À la Mégaversité, un complexe de tours, couloirs labyrinthiques et réseau en sous-sol qui fait passer les prisons du Piranèse pour ta tente de camping, la multiplicité des orientations finit par désorienter, aussi bien les corps que les esprits. Au point que les étudiants retrouvent un semblant de vie policée en multipliant les confréries nomades. Pas d'Alpha Beta Pha Phe Phi Pho Phu, mais de véritables tribus qui portent le nom de TRUC, Terroristes, Pires Pyromanes, BUS (Bataillon Underground Stalinien), Défoncés Déjantés, et les greluches Têtes en l'Air qui couinent comme dans un épisode de Beverly Hills, période Brandon Walsh.

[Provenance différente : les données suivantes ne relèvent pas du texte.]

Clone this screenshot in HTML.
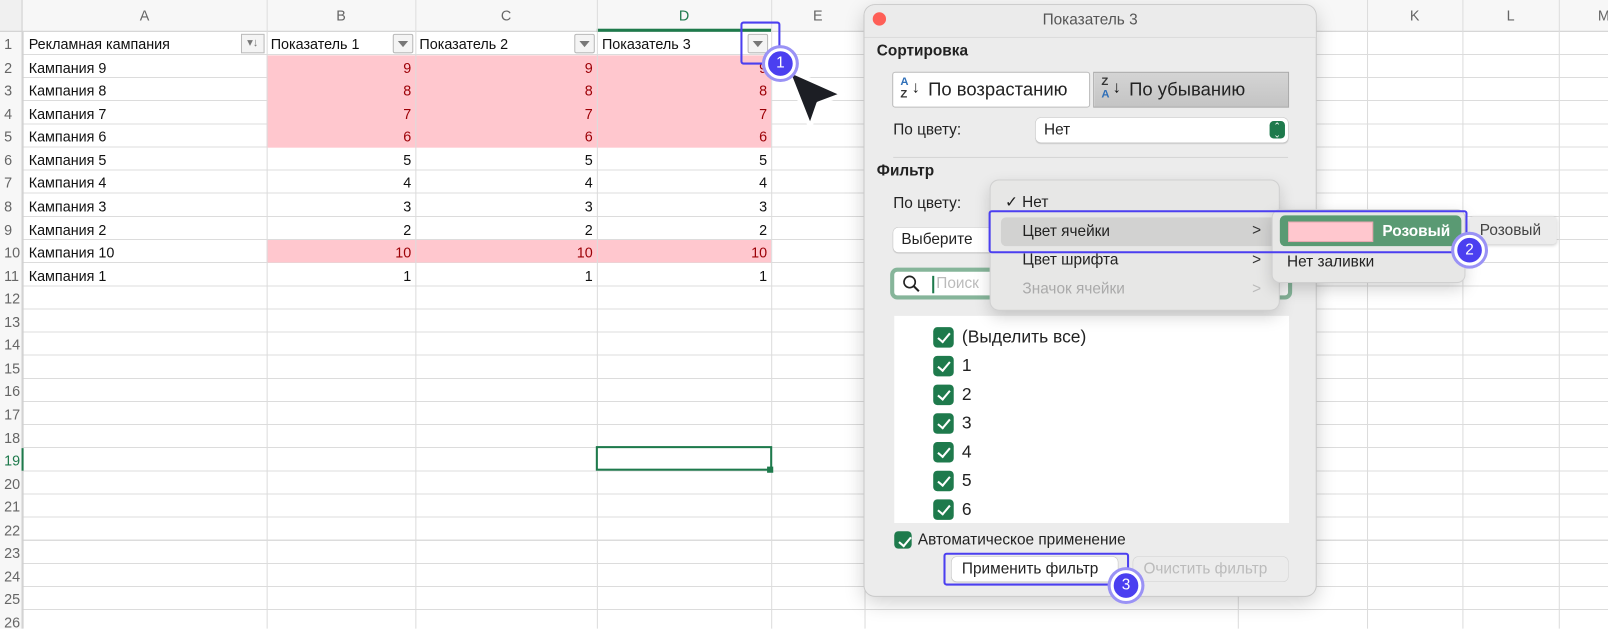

Rajoute les rôlistes de Shekondar avant d'abandonner la surface. Au sous-sol, les techs de surf, agents de maintenance recrutés dans la communauté crotobaltislavoniaque, descendants des Scythes qui persécutent les rats géants lorsqu'ils ne passent pas la serpillière. Et, au sommet, le conseil de la fac présidé par Septime Severe Krupp, recteur qui détient un pouvoir non exercé, ce qui le rend infaillible. Rajoute quelques électrons libres comme Sarah, l'apprentie lesbienne, Casimir et son air gun, deux étudiants qui se livrent une lutte darwiniste à coups d'AC/DC ou de Pasacaille et thème fugué en ut mineur, et tu obtiens une bombe aux hormones et à la bière Schlitz. Ça le fait, je te prie de le croire, mieux que les zinzins de ton benêt de grand frère qui de toute façon te ment quand il prétend bourriquer trois étudiantes par semaine. Non, mais, t'as vu sa tronche de cratères, on dirait une pizza aux câpres ! Je m'égare ? C'est le but, compadre, le chaos total, à grandes rafales d'AK 47 contre les barricades de cannelloni froids, car telle est la volonté de la Grande Roue, l'une des plus grosses enseignes en néon de l'humanité qui tient lieu de divinité à une université sans repères. Et le ventilo est son prophète. Chunka, chunka !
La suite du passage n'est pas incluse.